Siblings Without Rivalry is a book I had on my to-read list even before considering motherhood. It’s one that was recommended by Sydney Liann on one of her pregnancy posts many moons ago, and having since witnessed the almost fairy tale like relationship her children have with one another, it’s become my new bible.
And, as in any bible-like text, there are points that stood out:
Do not compare your children. ‘Comparison is the thief of joy,’ right? Well, it’s also the thief of good relations, apparently, which does make a lot of sense when you think about it. Making offhand statements such as ‘David is good at baking, but Alexis makes the most amazing cakes’ may seem innocent enough – after all, you’ve complimented both of your children, who yes I have named after the siblings in Schitt’s Creek for the point of this exercise – but in actual fact you’ve just unwittingly told one of your kids that the other is better than they are. Same goes for anything that compares their skills, however minor. ‘David walked at 9 months, Alexis is 14 months and isn’t on her feet yet,’ for example, or ‘Alexis was always the better dresser.’ The thing to remember is that as much as they are both your children, they are also individuals, and no-one wants to be constantly compared to someone else
And don’t label them. Similarly, giving a child a label can be damaging. ‘Alexis is the pretty one and David is the clever one’ might feel like everyone is getting their fair share of praise, but what your kids will hear is ‘Alexis is dumb and David is ugly.’ (Drawing an example from my own sibling relationship there. Sucks to be the David in that scenario.) Putting your children into boxes won’t help them, it will instead breed resentment, and possibly hurt their feelings. Instead, try to remember that there’s no harm in there being two ‘clever’ ones in the family (or two ‘anything’ ones). And there’s also no harm in stating ‘David is clever,’ without referencing Alexis at all
If a fight erupts, give your attention to the attackee, rather than the attacker. Often, children start fights to get their parent’s attention. So don’t give it to them. Give all of your attention to the injured party, and the firestarter will soon realise that picking on their sibling is not going to get the result they desire
Don’t treat your kids as equals. Because they’re not, they’re individuals, and it’s OK to acknowledge that. One good example in the book was that of not buying something for one child just because you bought it for the other. If only one of them needs new pyjamas, don’t buy the other new pyjamas for the sake of it. Instead, if challenged, say something like ‘Alexis has grown out of her pyjamas and needed new ones. When you grow out of yours, I’ll get you some new ones too’
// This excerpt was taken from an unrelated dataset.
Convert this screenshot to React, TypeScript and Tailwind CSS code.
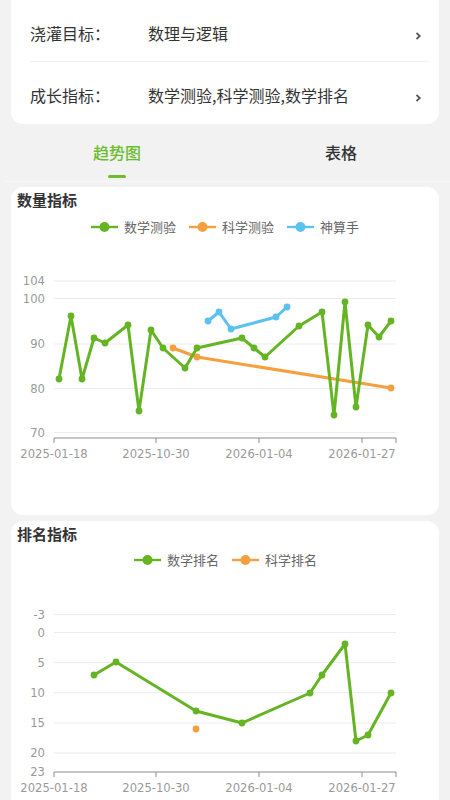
import React from 'react';

const GREEN = '#64b424';
const ORANGE = '#f5a03e';
const BLUE = '#5cc0f0';

type Pt = [number, number];

const qtyGreen: Pt[] = [
  [59, 379], [71, 316], [82, 379], [94, 338], [105, 343], [128, 325], [139, 411],
  [151, 330], [163, 348], [185, 368], [197, 348], [242, 338], [254, 348], [265, 357],
  [299, 326], [322, 312], [334, 415], [345, 302], [356, 407], [368, 325], [379, 337], [391, 321],
];
const qtyOrange: Pt[] = [[173, 348], [197, 357], [391, 388]];
const qtyBlue: Pt[] = [[208, 321], [219, 312], [231, 329], [276, 317], [287, 307]];

const rankGreen: Pt[] = [
  [94, 675], [116, 662], [196, 711], [242, 723], [310, 693], [322, 675], [345, 644],
  [356, 741], [368, 735], [391, 693],
];
const rankOrange: Pt[] = [[196, 729]];

const xTicks = [
  { x: 54, label: '2025-01-18' },
  { x: 156, label: '2025-10-30' },
  { x: 259, label: '2026-01-04' },
  { x: 362, label: '2026-01-27' },
];

const axisFont = { fontFamily: '"DejaVu Sans", sans-serif', fontSize: 11.6 };

const Series = ({ pts, color }: { pts: Pt[]; color: string }) => (
  <g>
    {pts.length > 1 && (
      <polyline
        points={pts.map((p) => p.join(',')).join(' ')}
        fill="none"
        stroke={color}
        strokeWidth={3}
        strokeLinejoin="round"
      />
    )}
    {pts.map((p, i) => (
      <circle key={i} cx={p[0]} cy={p[1]} r={3.4} fill={color} />
    ))}
  </g>
);

const Axis = ({ grids, axisY }: { grids: { y: number; label: string }[]; axisY: number }) => (
  <g>
    {grids.map((g) => (
      <g key={g.label}>
        {g.y < axisY - 1 && <line x1={54} x2={396} y1={g.y} y2={g.y} stroke="#ececec" strokeWidth={1} />}
        <text x={45} y={g.y + 4.3} textAnchor="end" fill="#999" style={axisFont}>
          {g.label}
        </text>
      </g>
    ))}
    <line x1={54} x2={396} y1={axisY} y2={axisY} stroke="#8c8c8c" strokeWidth={1} />
    {[54, 156, 259, 362, 396].map((x) => (
      <line key={x} x1={x} x2={x} y1={axisY} y2={axisY + 5} stroke="#8c8c8c" strokeWidth={1} />
    ))}
    {xTicks.map((t) => (
      <text key={t.label} x={t.x} y={axisY + 20} textAnchor="middle" fill="#999" style={axisFont}>
        {t.label}
      </text>
    ))}
  </g>
);

const LegendItem = ({ color, label }: { color: string; label: string }) => (
  <div className="flex items-center gap-[6px]">
    <svg width="27" height="12" viewBox="0 0 27 12">
      <line x1="0" x2="27" y1="6" y2="6" stroke={color} strokeWidth="2.4" />
      <circle cx="13.5" cy="6" r="5" fill={color} />
    </svg>
    <span className="text-[13px] leading-[20px] text-[#666]">{label}</span>
  </div>
);

const Chevron = () => (
  <svg width="8" height="12" viewBox="0 0 8 12" className="mt-[6px]">
    <polyline points="2.5,3 5.8,6 2.5,9" fill="none" stroke="#555" strokeWidth="1.7" />
  </svg>
);

const InfoRow = ({ label, value, className }: { label: string; value: string; className: string }) => (
  <div className={`flex items-center ${className}`}>
    <span className="w-[118px] text-[16px] text-[#333]">{label}</span>
    <span className="flex-1 text-[16px] text-[#333]">{value}</span>
    <div className="mr-[6px]">
      <Chevron />
    </div>
  </div>
);

export default function App() {
  return (
    <div
      className="w-[450px] h-[800px] overflow-hidden bg-[#f2f2f2]"
      style={{ fontFamily: '"Noto Sans CJK SC", "Noto Sans", sans-serif' }}
    >
      {/* Info card (scrolled, top cut off) */}
      <div className="mx-[11px] bg-white rounded-b-[12px] pl-[19px] pr-[11px]">
        <InfoRow label="浇灌目标：" value="数理与逻辑" className="h-[62px] pt-[4px] border-b border-[#f0f0f0]" />
        <InfoRow label="成长指标：" value="数学测验,科学测验,数学排名" className="h-[62px] pt-[4px]" />
      </div>

      {/* Tabs */}
      <div className="flex ml-[5px] w-[448px] h-[58px] border-b border-[#f7f7f7]">
        <div className="flex-1 flex flex-col items-center pt-[15px]">
          <span className="text-[16px] leading-[26px] font-medium text-[#6abd2e]">趋势图</span>
          <div className="mt-[10px] w-[18px] h-[3px] rounded-full bg-[#6abd2e]" />
        </div>
        <div className="flex-1 flex flex-col items-center pt-[15px]">
          <span className="text-[16px] leading-[26px] font-medium text-[#333]">表格</span>
        </div>
      </div>

      {/* Quantity chart */}
      <div className="mx-[11px] mt-[5px] h-[328px] bg-white rounded-[12px] flex flex-col">
        <div className="pl-[6px] pt-[3px] text-[15px] leading-[20px] font-bold text-[#333]">数量指标</div>
        <div className="mt-[7px] flex items-center pl-[80px] gap-[13px]">
          <LegendItem color={GREEN} label="数学测验" />
          <LegendItem color={ORANGE} label="科学测验" />
          <LegendItem color={BLUE} label="神算手" />
        </div>
        <svg width="428" height="278" viewBox="11 237 428 278">
          <Axis
            axisY={438}
            grids={[
              { y: 281, label: '104' },
              { y: 298.5, label: '100' },
              { y: 344, label: '90' },
              { y: 388.5, label: '80' },
              { y: 432.5, label: '70' },
            ]}
          />
          <Series pts={qtyOrange} color={ORANGE} />
          <Series pts={qtyGreen} color={GREEN} />
          <Series pts={qtyBlue} color={BLUE} />
        </svg>
      </div>

      {/* Rank chart */}
      <div className="mx-[11px] mt-[6px] h-[330px] bg-white rounded-[12px] flex flex-col">
        <div className="pl-[6px] pt-[3px] text-[15px] leading-[20px] font-bold text-[#333]">排名指标</div>
        <div className="mt-[6px] flex items-center pl-[123px] gap-[13px]">
          <LegendItem color={GREEN} label="数学排名" />
          <LegendItem color={ORANGE} label="科学排名" />
        </div>
        <svg width="428" height="281" viewBox="11 570 428 281">
          <Axis
            axisY={772}
            grids={[
              { y: 614.5, label: '-3' },
              { y: 632.5, label: '0' },
              { y: 662.5, label: '5' },
              { y: 692.7, label: '10' },
              { y: 723, label: '15' },
              { y: 753, label: '20' },
              { y: 772, label: '23' },
            ]}
          />
          <Series pts={rankOrange} color={ORANGE} />
          <Series pts={rankGreen} color={GREEN} />
        </svg>
      </div>
    </div>
  );
}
And validate their feelings, in simple and straightforward terms. Sometimes all your children need is to know that you are listening. So if they come to you with a complaint about their sibling, let them complain. Let them get out whatever they have to say, and then validate the feelings that come up by parroting back your understanding of what you’ve been told. For example: “Alexis is a big poo poo head, she stole my trains!” “Alexis has upset you by taking your trains away, huh? I’m sure she didn’t mean to upset you, but I can see how that could annoy you.” Sometimes, we all just need to vent in order to dissolve our own frustrations. Children are no different.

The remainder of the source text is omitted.